Nouvelles négociations avec un rickshaw qui accepte de nous attendre une heure ; passage obligé par le musée dont le prix d'entrée est symbolique, sans surtaxe pour les étrangers.
Nous pénétrons dans l'antre envahi par l'odeur végétale intense de chlorophylle ; les feuilles sont en cours de séchage dans les grands bacs ; chacune ramasse des feuilles tombées pour sentir directement le frais, au creux de la main. Evelyne est en transe avec ces effluves entêtantes qui pénètrent l'âme.
Des panneaux pas très frais refont l'histoire du thé qui commence à être consommé en Europe en 1610 et cultivé en Inde à Assam en 1832. Suita aux conflits indochinois, de nombreux prisonniers chinois ont apporté leur savoir-faire sur la culture du camélia sinensis et son adaptation en Inde.
La visite nous invite à descendre, l'odeur est encore plus forte avec le séchage sur tapis roulants, puis en suivant l’humidification par vaporiseur, le parfum insistant donne son ampleur à l'expérience non livresque. Autour de nous il n'y a que des Indiens, nous sommes au bon endroit, c'est l'apogée de la virée, l'objectif est atteint !
Avant les stands de vente,on nous offre un tchai ; au vendeur, Evelyne demande tout de suite le meilleur thé, montrant un échantillon de thé apporté qui est tout de suite reconnu comme de belle qualité ; les vendeurs ont connaissance des bons produits et le respect de cette noble matière première.
Il nous faut un « bigbag » pour contenir tous les achats et la sortie se fait par un circuit devant stands de chocolats, d’épices et de travaux de la laine où les billets de 1000 roupies sont acceptés sans problème.
Petite angoisse sur le parking car nous ne reconnaissons pas le rickshaw et il n'y a plus les deux paquets confiés.

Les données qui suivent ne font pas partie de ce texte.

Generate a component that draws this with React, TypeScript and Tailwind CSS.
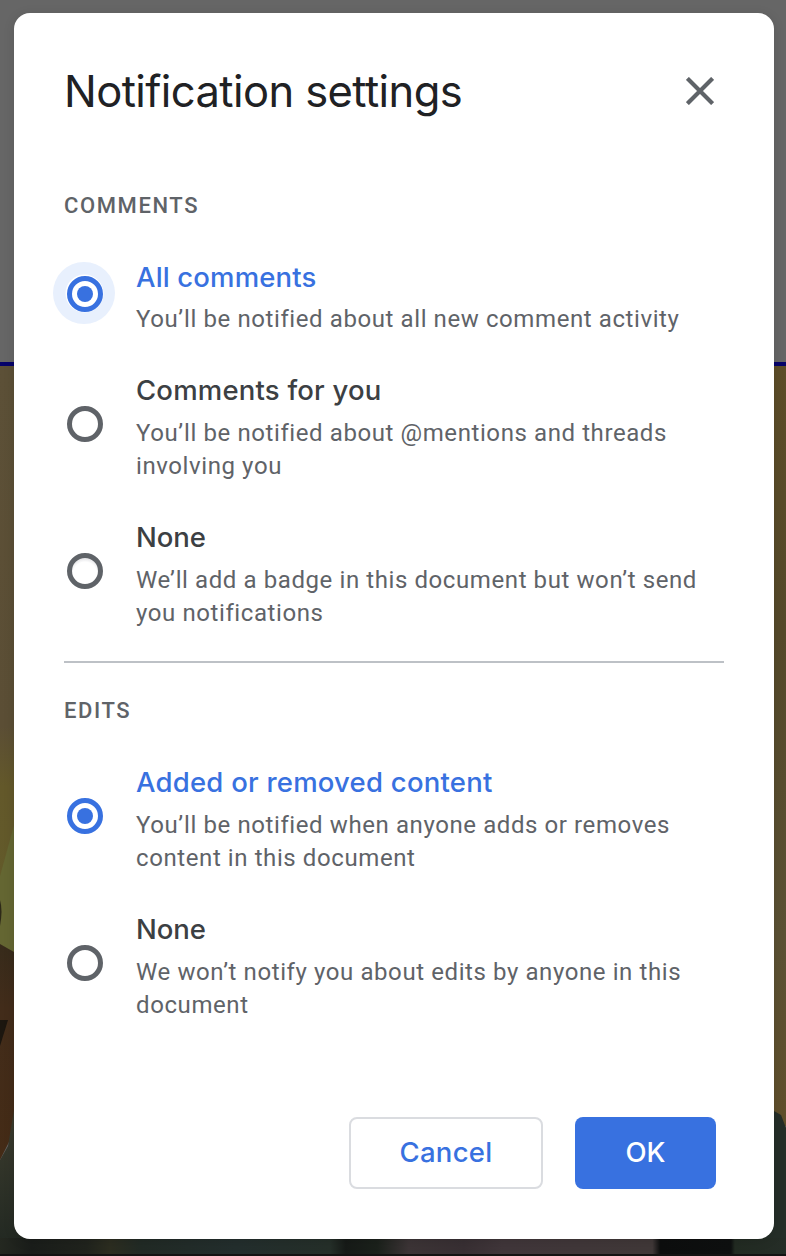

Aprés quelques minutes le chauffeur apparait pour ouvrir l'arrière du « tuktuk « où attendaient nos sacs.
Tout va bien ! Retour à la gare où vient sous peu nous rechercher le premier rickshaw.
Les découvertes du pays en routard nous prennent plus de temps que le trajet préparé, organisé par les responsables d'étape de la Caravane amoureuse mais l'aventure en autonomie permet rencontres et satisfactions sur des objectifs plus individuels ».